Origins of Canadian Chinese cuisine: A refuge from racism
What’s known as Chinese Canadian cuisine can be traced back to mid-late 19th century and early 20th century. Despite Chinese migrants contributing a lot to the settlement of Canada—with many of them losing their lives building the railways which bind this large nation together—Asian settlers were met with racism and neglect by their white compatriots. Many Chinese settlers were unable to find work, forcing them to create their own businesses to make money.
Early Chinese-run cafes either did not have any Chinese items on their menus, or they had a secret, oral menu that generally only other Chinese people knew about. These cafes often acted as community centres for Chinese Canadians, many of whom arrived in Canada alone due to racist immigration laws preventing people from bringing family with them. Eventually business owners started mixing in Chinese cooking techniques into their dishes, creating popular dishes such as chop suey, egg foo yung, and General Tso’s chicken. These foods were popular with
Non-Chinese Canadians due to their cheap prices and “exotic” nature.
Kwong Cheung—owner of the Silver Inn restaurant in Calgary—told Global News how his family invented the Albertan dish called ginger beef. Cheung said his older brother was a trained chef, and upon arriving in Canada, the two of them noticed how much Canadians enjoy eating French fries. They combined this with Albertans’ preference for beef to create their signature ginger beef dish. The goal was to make beef taste like French fries, with ginger beef being crunchy like a good side of fries, as well as being coated in a sweet and tangy sauce similar to ketchup.
Other “Chinese” dishes you’ll only find in Canada and the USA
Along with ginger beef, there are other Canadian Chinese dishes unique to certain parts of Canada.
Newfoundland chow mein is separate from the chow mein dishes you’ll find in other parts of North America, since the maritime dish is mostly cabbage.
Fried Macaroni is a Quebec dish made by stir frying meat, veggies, and macaroni pasta in soy sauce
Thunder Bay is known for its bon bons, which are deep fried ribs that are a popular bar snack
Fortune cookies are also a North American-inspired take on Chinese cuisine, which in fact do not come from China at all. If anything, the uniquely shaped treats—which are given to customers at the end of their meals in North American Chinese restaurants, and contain small slips of paper with an optimistic “fortune” written on them—come from Japanese culture. Going back to 19th century Kyoto is a sesame-miso cracker called tsujiura senbei, which also contained small paper fortunes. These crackers are thought to have been converted into the sweet, vanilla-flavoured cookies in California, although the exact inventor of fortune cookies is unknown.
The arrival of authentic Chinese cuisine to Canada: Must it replace Canadian Chinese food?
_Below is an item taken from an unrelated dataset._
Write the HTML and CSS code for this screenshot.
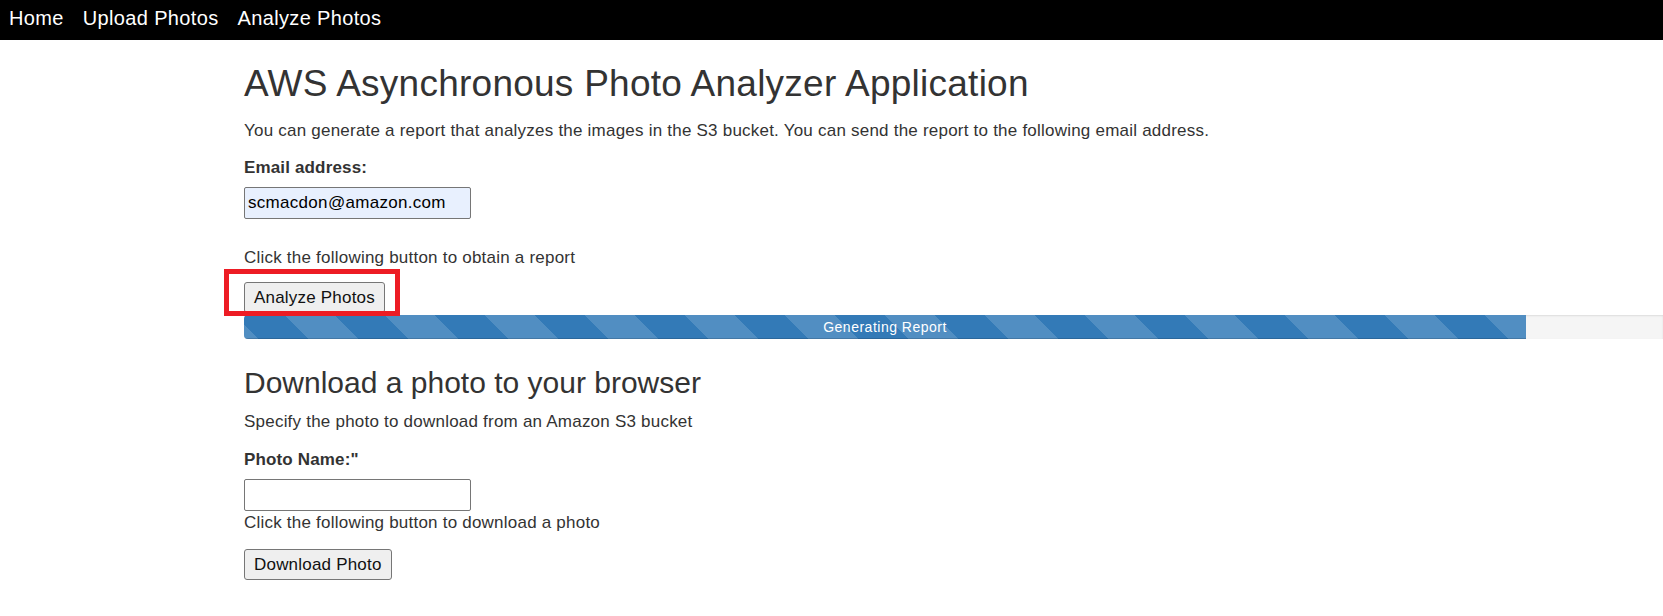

According to The Canadian Encyclopedia, the 1980s-1990 is when big cities such as Toronto and Vancouver received large amounts of Chinese immigrants, many of whom were wealthy, educated, and wanted foods that truly reminded them of home. Chinatowns erupted with restaurants selling dim sum, wonton, and Cantonese-style barbecue. In time, these authentic Chinese dishes became just as much a mainstay in Canada as the locally invented foods such as orange chicken and ginger beef.
Despite its rich history, Canadian Chinese food has been derided by food critics who see it as little more than a fake knockoff of the real deal, as covered in this CBC article. However, the writer of that article, Kathrynn Mannie, disagrees with this idea, believing her family survived in Canada in part because their skill of creating Chinese-Canadian fusion dishes helped them overcome the severe prejudice immigrants were faced with.
As she wrote for CBC, “Western-Chinese cuisine emerged in an environment of anti-Chinese racism, segregation and federal exclusion. The cuisine served as an ambassador between the two cultures — because despite not wanting us in Canada, our food was just that good.”